“A library is a place that rents out knowledge and entertainment,” says Kari Kristensen, who says she first knew she wanted to be an artist while working at the library at the University of Guelph in her native Ontario. “My experience there led to the desire to bring beauty into the world.”
After earning a degree in art history, she stumbled on two printmaking co-ops while vacationing on Granville Island in Vancouver. “[It] was the first time I saw that people could make a living doing what they love,” she says. “I couldn’t believe it. I signed up on the waitlist, sold my house, and moved to British Columbia within a couple of months.”
That was almost 10 years ago, and she’s been a fulltime artist ever since, specializing in linoleum printmaking out of her East Vancouver studio. “I love lino,” she explains. “The smell, the way the knife feels carving through it, the giant rolls sitting on the floor beside my desk, waiting.”
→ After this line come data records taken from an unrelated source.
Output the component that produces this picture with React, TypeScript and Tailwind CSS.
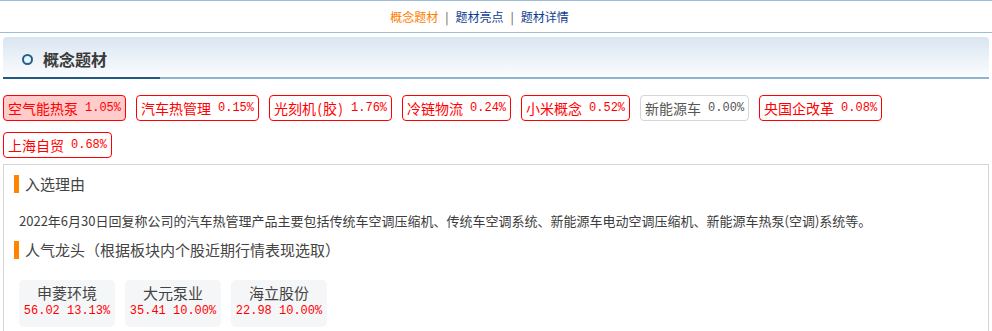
const tags = [
  { name: "空气能热泵", pct: "1.05%", active: true },
  { name: "汽车热管理", pct: "0.15%" },
  { name: "光刻机(胶)", pct: "1.76%" },
  { name: "冷链物流", pct: "0.24%" },
  { name: "小米概念", pct: "0.52%" },
  { name: "新能源车", pct: "0.00%", flat: true },
  { name: "央国企改革", pct: "0.08%" },
  { name: "上海自贸", pct: "0.68%" },
];

const leaders = [
  { name: "申菱环境", price: "56.02", pct: "13.13%" },
  { name: "大元泵业", price: "35.41", pct: "10.00%" },
  { name: "海立股份", price: "22.98", pct: "10.00%" },
];

const cjk = "font-['Noto_Sans_CJK_SC','Noto_Sans',sans-serif]";
const mono = "font-['Liberation_Mono','Noto_Sans_CJK_SC',monospace]";

// half-width brackets take 7px in the original font
function TagName({ text }: { text: string }) {
  const parts = text.split(/([()])/).filter(Boolean);
  return (
    <span className="text-[14px] leading-[24px]">
      {parts.map((p, i) =>
        p === "(" || p === ")" ? (
          <span key={i} className="inline-block w-[7px] text-center">
            {p}
          </span>
        ) : (
          <span key={i}>{p}</span>
        )
      )}
    </span>
  );
}

function SubTitle({ children }: { children: React.ReactNode }) {
  return (
    <div className="flex items-center h-[18px] gap-[6px]">
      <span className="w-[5px] h-[18px] bg-[#ff8400]" />
      <span className="text-[15px] leading-[18px] text-[#444]">{children}</span>
    </div>
  );
}

export default function App() {
  return (
    <div className={`w-[992px] h-[331px] overflow-hidden bg-white ${cjk}`}>
      {/* Top nav */}
      <div className="h-[33px] border-y border-[#9dbdd8] flex items-center justify-center pr-[33px] text-[12px] leading-[20px]">
        <span className="text-[#ff7e00]">概念题材</span>
        <span className="mx-[7px] text-[#555]">|</span>
        <span className="text-[#0f3d8f]">题材亮点</span>
        <span className="mx-[7px] text-[#555]">|</span>
        <span className="text-[#0f3d8f]">题材详情</span>
      </div>

      <div className="mx-[3px] mt-[4px]">
        {/* Section header */}
        <div className="h-[40px] rounded-t-[4px] bg-gradient-to-b from-[#dae5f1] to-[#fbfdfe] flex items-center pl-[19px] pt-[4px] gap-[10px]">
          <span className="w-[11px] h-[11px] rounded-full border-2 border-[#22608b]" />
          <span className="text-[16px] leading-[20px] font-bold text-[#3a3a3a]">概念题材</span>
        </div>
        <div className="flex h-[2px]">
          <div className="w-[157px] bg-[#1f5a84]" />
          <div className="flex-1 bg-[#8fb4d0]" />
        </div>

        {/* Concept tags */}
        <div className="mt-[16px] flex flex-wrap gap-x-[10px] gap-y-[11px]">
          {tags.map((t) => (
            <div
              key={t.name}
              className={`h-[26px] px-[4px] flex items-center rounded-[4px] border ${
                t.flat
                  ? "border-[#d6d6d6] text-[#555]"
                  : t.active
                  ? "border-[#ff0000] bg-[#ffcccc] text-[#ff0000]"
                  : "border-[#ff0000] text-[#ff0000]"
              }`}
            >
              <TagName text={t.name} />
              <span className={`ml-[7px] text-[12px] leading-[24px] ${mono}`}>{t.pct}</span>
            </div>
          ))}
        </div>

        {/* Reason box */}
        <div className="mt-[6px] border border-[#d6d6d6] pl-[10px] pt-[10px] h-[200px]">
          <SubTitle>入选理由</SubTitle>
          <p className="mt-[18px] ml-[5px] text-[13px] leading-[20px] text-[#3d3d3d]">
            2022年6月30日回复称公司的汽车热管理产品主要包括传统车空调压缩机、传统车空调系统、新能源车电动空调压缩机、新能源车热泵(空调)系统等。
          </p>
          <div className="mt-[10px]">
            <SubTitle>人气龙头（根据板块内个股近期行情表现选取）</SubTitle>
          </div>
          <div className="mt-[21px] ml-[5px] flex gap-[10px]">
            {leaders.map((s) => (
              <div
                key={s.name}
                className="w-[96px] h-[47px] rounded-[5px] bg-[#f5f6f8] flex flex-col items-center pt-[3px]"
              >
                <span className="text-[15px] leading-[20px] text-[#444]">{s.name}</span>
                <span className={`text-[12px] leading-[16px] text-[#ff0000] ${mono}`}>
                  {s.price} {s.pct}
                </span>
              </div>
            ))}
          </div>
        </div>
      </div>
    </div>
  );
}
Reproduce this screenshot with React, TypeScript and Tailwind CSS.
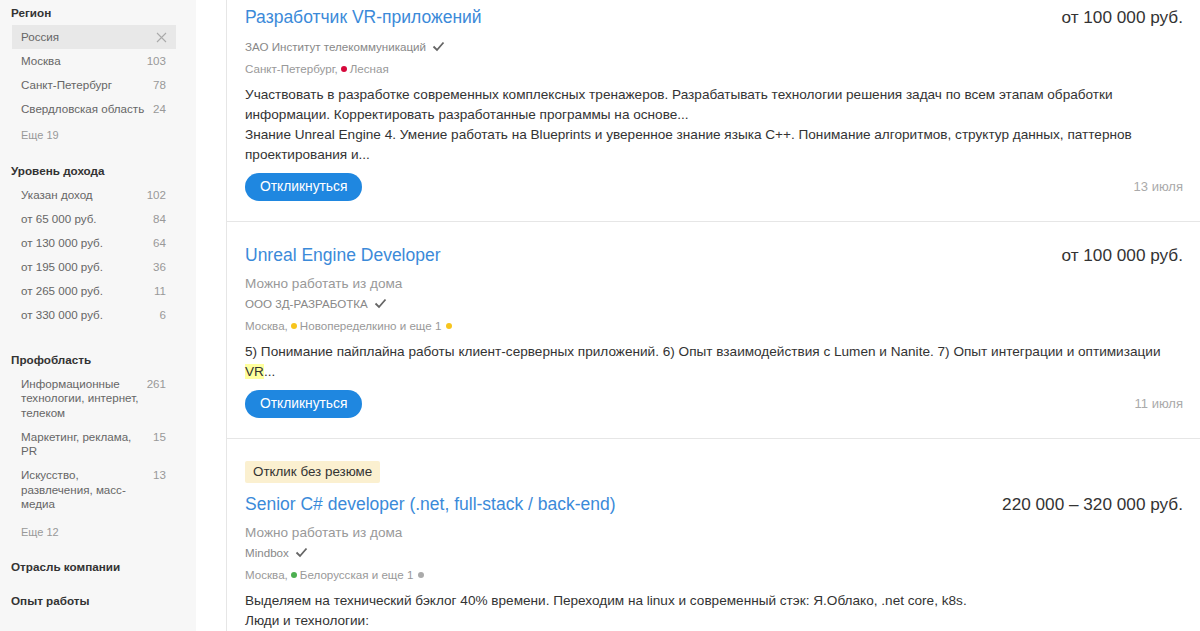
import React from "react";

type Item = { label: string; count?: string; selected?: boolean };

const Check = () => (
  <svg width="13" height="11" viewBox="0 0 13 11" className="inline-block ml-[6px] -mt-[3px]">
    <polyline points="1.5,5.5 5,9 11.5,1.5" fill="none" stroke="#666" strokeWidth="1.8" />
  </svg>
);

const Dot = ({ color, className }: { color: string; className?: string }) => (
  <span
    className={"inline-block w-[6px] h-[6px] rounded-full mr-[3px] align-middle -mt-[2px] " + (className || "ml-[3px]")}
    style={{ background: color }}
  />
);

function FilterItem({ item, wrap }: { item: Item; wrap?: boolean }) {
  return (
    <div
      className={
        "ml-[12px] mr-[20px] pl-[9px] pr-[10px] py-[4.75px] flex items-start justify-between text-[11.6px] leading-[14.5px] " +
        (item.selected ? "bg-[#e8e8e8]" : "")
      }
    >
      <span className={"text-[#666] " + (wrap ? "w-[124px]" : "whitespace-nowrap")}>{item.label}</span>
      {item.selected ? (
        <svg width="11" height="11" viewBox="0 0 11 11" className="mt-[2px] mr-[-1px]">
          <path d="M1 1L10 10M10 1L1 10" stroke="#aaa" strokeWidth="1.1" />
        </svg>
      ) : (
        <span className="text-[#999] text-right">{item.count}</span>
      )}
    </div>
  );
}

function Heading({ children, className }: { children: React.ReactNode; className?: string }) {
  return <div className={"pl-[11px] text-[11.7px] leading-[18px] font-bold text-[#333] " + (className || "")}>{children}</div>;
}

function More({ children, className }: { children: React.ReactNode; className?: string }) {
  return <div className={"pl-[21px] text-[11px] leading-[18px] text-[#999] " + (className || "")}>{children}</div>;
}

function Sidebar() {
  const region: Item[] = [
    { label: "Россия", selected: true },
    { label: "Москва", count: "103" },
    { label: "Санкт-Петербург", count: "78" },
    { label: "Свердловская область", count: "24" },
  ];
  const income: Item[] = [
    { label: "Указан доход", count: "102" },
    { label: "от 65 000 руб.", count: "84" },
    { label: "от 130 000 руб.", count: "64" },
    { label: "от 195 000 руб.", count: "36" },
    { label: "от 265 000 руб.", count: "11" },
    { label: "от 330 000 руб.", count: "6" },
  ];
  const prof: Item[] = [
    { label: "Информационные технологии, интернет, телеком", count: "261" },
    { label: "Маркетинг, реклама, PR", count: "15" },
    { label: "Искусство, развлечения, масс-медиа", count: "13" },
  ];
  return (
    <aside className="w-[196px] shrink-0 bg-[#f7f7f7] min-h-[631px] pt-[4px]">
      <Heading className="mb-[3px]">Регион</Heading>
      {region.map((i) => (
        <FilterItem key={i.label} item={i} />
      ))}
      <More className="mt-[5px]">Еще 19</More>
      <Heading className="mt-[18px] mb-[3px]">Уровень дохода</Heading>
      {income.map((i) => (
        <FilterItem key={i.label} item={i} />
      ))}
      <Heading className="mt-[24px] mb-[3px]">Профобласть</Heading>
      {prof.map((i) => (
        <FilterItem key={i.label} item={i} wrap />
      ))}
      <More className="mt-[6px]">Еще 12</More>
      <Heading className="mt-[17px]">Отрасль компании</Heading>
      <Heading className="mt-[16px]">Опыт работы</Heading>
    </aside>
  );
}

type Vacancy = {
  badge?: string;
  title: string;
  salary: string;
  remote?: boolean;
  company: string;
  city: string;
  metro: { name: string; color: string; more?: string; moreColor?: string };
  desc: React.ReactNode;
  date?: string;
  pt: string;
};

function Card({ v }: { v: Vacancy }) {
  return (
    <div className={"border-l border-b border-[#e6e6e6] pl-[18px] pr-[17px] pb-[20px] " + v.pt}>
      {v.badge && (
        <div className="inline-block bg-[#fbf0d0] text-[#333] text-[13.4px] leading-[22px] px-[8px] rounded-[2px] mb-[9px]">
          {v.badge}
        </div>
      )}
      <div className="flex justify-between items-start text-[17.5px] leading-[24px]">
        <span className="text-[#3b8ad9]">{v.title}</span>
        <span className="text-[#333] text-[17.2px]">{v.salary}</span>
      </div>
      {v.remote ? (
        <div className="mt-[7px] text-[13.6px] leading-[20px] text-[#999]">Можно работать из дома</div>
      ) : null}
      <div className={"text-[11.6px] leading-[18px] text-[#888] " + (v.remote ? "mt-[1px]" : "mt-[9px]")}>
        {v.company}
        <Check />
      </div>
      <div className="mt-[4px] text-[11.6px] leading-[18px] text-[#999]">
        {v.city},
        <Dot color={v.metro.color} />
        {v.metro.name}
        {v.metro.more && (
          <>
            {" "}
            {v.metro.more}
            <Dot color={v.metro.moreColor || "#aaa"} className="ml-[5px]" />
          </>
        )}
      </div>
      <div className="mt-[7px] text-[13.6px] leading-[20px] text-[#333]">{v.desc}</div>
      {v.date && (
        <div className="mt-[8px] flex items-center justify-between">
          <button className="h-[28px] px-[15px] rounded-full bg-[#1f87e0] text-white text-[13.8px] leading-[28px]">
            Откликнуться
          </button>
          <span className="text-[13px] text-[#aaa]">{v.date}</span>
        </div>
      )}
    </div>
  );
}

const vacancies: Vacancy[] = [
  {
    title: "Разработчик VR-приложений",
    salary: "от 100 000 руб.",
    company: "ЗАО Институт телекоммуникаций",
    city: "Санкт-Петербург",
    metro: { name: "Лесная", color: "#d6083b" },
    desc: (
      <>
        Участвовать в разработке современных комплексных тренажеров. Разрабатывать технологии решения задач по всем этапам обработки
        информации. Корректировать разработанные программы на основе...
        <br />
        Знание Unreal Engine 4. Умение работать на Blueprints и уверенное знание языка С++. Понимание алгоритмов, структур данных, паттернов
        проектирования и...
      </>
    ),
    date: "13 июля",
    pt: "pt-[5px]",
  },
  {
    title: "Unreal Engine Developer",
    salary: "от 100 000 руб.",
    remote: true,
    company: "ООО 3Д-РАЗРАБОТКА",
    city: "Москва",
    metro: { name: "Новопеределкино", color: "#f7c51d", more: "и еще 1", moreColor: "#f7c51d" },
    desc: (
      <>
        5) Понимание пайплайна работы клиент-серверных приложений. 6) Опыт взаимодействия с Lumen и Nanite. 7) Опыт интеграции и оптимизации{" "}
        <span className="bg-[#ffff9e]">VR</span>...
      </>
    ),
    date: "11 июля",
    pt: "pt-[21px]",
  },
  {
    badge: "Отклик без резюме",
    title: "Senior C# developer (.net, full-stack / back-end)",
    salary: "220 000 – 320 000 руб.",
    remote: true,
    company: "Mindbox",
    city: "Москва",
    metro: { name: "Белорусская", color: "#4caf50", more: "и еще 1", moreColor: "#aaa" },
    desc: (
      <>
        Выделяем на технический бэклог 40% времени. Переходим на linux и современный стэк: Я.Облако, .net core, k8s.
        <br />
        Люди и технологии:
      </>
    ),
    pt: "pt-[20px]",
  },
];

export default function App() {
  return (
    <div className="w-[1200px] h-[631px] overflow-hidden flex bg-white font-['Liberation_Sans',Arial,sans-serif]">
      <Sidebar />
      <main className="flex-1 pl-[30px] min-w-0">
        {vacancies.map((v) => (
          <Card key={v.title} v={v} />
        ))}
      </main>
    </div>
  );
}
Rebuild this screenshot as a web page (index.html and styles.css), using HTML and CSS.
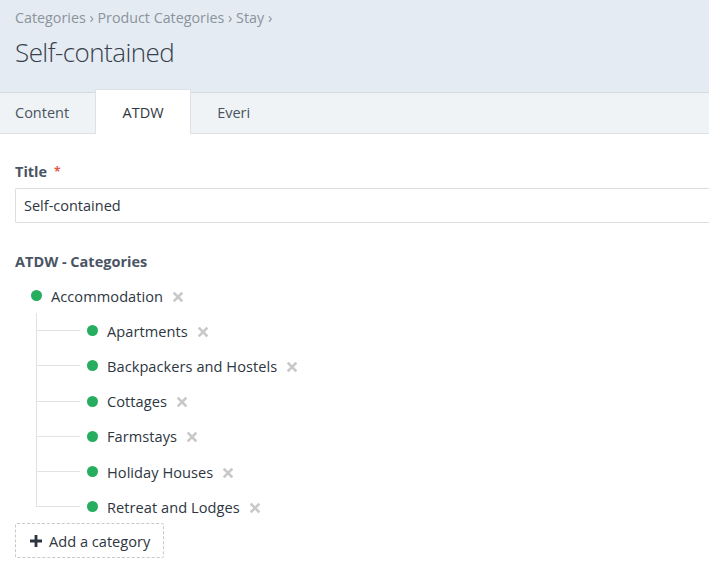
FILE: index.html
```html
<!DOCTYPE html>
<html>
<head>
<meta charset="utf-8">
<link rel="stylesheet" href="styles.css">
</head>
<body>
<header class="header">
  <nav class="crumbs">Categories › Product Categories › Stay ›</nav>
  <h1 class="page-title">Self-contained</h1>
</header>
<div class="tabs">
  <div class="tab">Content</div>
  <div class="tab active">ATDW</div>
  <div class="tab">Everi</div>
</div>
<main class="content">
  <div class="field">
    <label class="label">Title <span class="req">*</span></label>
    <div class="input">Self-contained</div>
  </div>
  <div class="field cats">
    <div class="label">ATDW - Categories</div>
    <div class="tree">
      <div class="node root"><span class="dot"></span><span class="name">Accommodation</span><svg class="x" width="10" height="10" viewBox="0 0 10 10"><path d="M1.5 1.5l7 7M8.5 1.5l-7 7" stroke="#c9c9c9" stroke-width="2.6" stroke-linecap="square"/></svg></div>
      <div class="children">
        <div class="node child"><span class="branch"></span><span class="dot"></span><span class="name">Apartments</span><svg class="x" width="10" height="10" viewBox="0 0 10 10"><path d="M1.5 1.5l7 7M8.5 1.5l-7 7" stroke="#c9c9c9" stroke-width="2.6" stroke-linecap="square"/></svg></div>
        <div class="node child"><span class="branch"></span><span class="dot"></span><span class="name">Backpackers and Hostels</span><svg class="x" width="10" height="10" viewBox="0 0 10 10"><path d="M1.5 1.5l7 7M8.5 1.5l-7 7" stroke="#c9c9c9" stroke-width="2.6" stroke-linecap="square"/></svg></div>
        <div class="node child"><span class="branch"></span><span class="dot"></span><span class="name">Cottages</span><svg class="x" width="10" height="10" viewBox="0 0 10 10"><path d="M1.5 1.5l7 7M8.5 1.5l-7 7" stroke="#c9c9c9" stroke-width="2.6" stroke-linecap="square"/></svg></div>
        <div class="node child"><span class="branch"></span><span class="dot"></span><span class="name">Farmstays</span><svg class="x" width="10" height="10" viewBox="0 0 10 10"><path d="M1.5 1.5l7 7M8.5 1.5l-7 7" stroke="#c9c9c9" stroke-width="2.6" stroke-linecap="square"/></svg></div>
        <div class="node child"><span class="branch"></span><span class="dot"></span><span class="name">Holiday Houses</span><svg class="x" width="10" height="10" viewBox="0 0 10 10"><path d="M1.5 1.5l7 7M8.5 1.5l-7 7" stroke="#c9c9c9" stroke-width="2.6" stroke-linecap="square"/></svg></div>
        <div class="node child last"><span class="branch"></span><span class="dot"></span><span class="name">Retreat and Lodges</span><svg class="x" width="10" height="10" viewBox="0 0 10 10"><path d="M1.5 1.5l7 7M8.5 1.5l-7 7" stroke="#c9c9c9" stroke-width="2.6" stroke-linecap="square"/></svg></div>
      </div>
    </div>
    <button class="add"><svg width="12" height="12" viewBox="0 0 12 12"><path d="M4.6 0h2.8v4.6H12v2.8H7.4V12H4.6V7.4H0V4.6h4.6z" fill="#2b3440"/></svg>Add a category</button>
  </div>
</main>
</body>
</html>
```
FILE: styles.css
```css
* { box-sizing: border-box; }
html, body { margin: 0; padding: 0; }
body {
  font-family: "Open Sans", "Noto Sans", sans-serif;
  color: #2e3642;
  background: #fff;
  width: 709px;
  overflow: hidden;
}
.header {
  background: #e4ebf2;
  padding: 8px 15px 0;
  height: 93px;
  border-bottom: 1px solid #d3dae1;
}
.crumbs {
  font-size: 14.3px;
  color: #8c939c;
  line-height: 20px;
  letter-spacing: 0;
}
.page-title {
  margin: 8px 0 0;
  font-weight: 300;
  font-size: 26px;
  line-height: 32px;
  color: #37404c;
  letter-spacing: -0.55px;
}
.tabs {
  display: flex;
  background: #eff3f6;
  height: 41px;
  border-bottom: 1px solid #dde2e6;
}
.tab {
  font-size: 14.5px;
  color: #4a5360;
  line-height: 40px;
  padding: 0 15px;
}
.tab:first-child { padding-right: 26px; }
.tab.active {
  background: #fff;
  border: 1px solid #dde2e6;
  border-bottom: none;
  width: 96px;
  text-align: center;
  margin-top: -4px;
  height: 45px;
  line-height: 46px;
  color: #2e3642;
  padding: 0;
}
.tab.active + .tab { padding-left: 26px; }
.content { padding: 28px 0 0 15px; }
.label {
  display: block;
  font-weight: 700;
  font-size: 14.5px;
  color: #4a5464;
  line-height: 20px;
  margin-bottom: 6px;
}
.req { color: #e05a4a; font-size: 12px; margin-left: 3px; vertical-align: 1px; }
.input {
  height: 35px;
  border: 1px solid #dcdfe2;
  border-right: none;
  border-radius: 2px 0 0 2px;
  padding: 0 8px;
  font-size: 14.5px;
  line-height: 33px;
  color: #2e3642;
}
.cats { margin-top: 29px; }
.cats .label { margin-bottom: 6px; }
.tree { padding-left: 16px; }
.node {
  display: flex;
  align-items: center;
  height: 35.2px;
  font-size: 14.6px;
  color: #2e3642;
}
.dot {
  width: 11px;
  height: 11px;
  border-radius: 50%;
  background: #26ad5f;
  margin-right: 9px;
  flex: none;
}
.name { letter-spacing: 0.05px; }
.x {
  margin-left: 10px;
  margin-top: 2px;
  flex: none;
}
.children {
  margin-left: 5px;
  border-left: 1px solid #e2e2e2;
  height: 194px;
}
.branch {
  width: 43px;
  height: 1px;
  background: #e2e2e2;
  margin-right: 7px;
  flex: none;
}
.add {
  margin-top: 16px;
  display: flex;
  align-items: center;
  gap: 7px;
  height: 35px;
  padding: 0 13px 0 14px;
  background: #fff;
  border: 1px dashed #c8c8c8;
  border-radius: 2px;
  font-family: inherit;
  font-size: 14.6px;
  color: #2e3642;
}
```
Kristensen contributed to Wolf-Gordon’s Curated wallcovering collection with prints Chasing Shadow and Moraine Lake
Kristensen’s works have been transformed into super-sized murals and other installations, including one for a COVID art initiative last summer called Murals of Hope, a joint initiative between Vancouver’s Downtown Business Improvement Association and the Vancouver Mural Festival, where she conceived of eight metal mountain peaks with bases made of mirrored plexiglass to reflect the sky as well as downtown Vancouver. “The most successful artists are the ones that take you somewhere or show you something you haven’t seen before,” she says. “My ideas come from tapping on a memory and adding my own feelings to it, using lines to take the viewer to the same place with me.”
Most recently, Kristensen contributed to Wolf-Gordon’s Curated collection of digitally printed wallcoverings. “At first, I was reluctant to have my work on things, but I realized that design is a living and breathing entity,” she explains. “It’s not like the product is simply something art is put on. Rather, it’s woven into the fabric. Neither would exist without the other.”
Kristensen recently worked with local Vancouver company Vanterra on a stand-up paddleboard, and next up is a 54-foot-long mural for this month’s Vancouver Mural Festival. “There’s a lot of art to be done,” she adds, “and only one lifetime to do it.”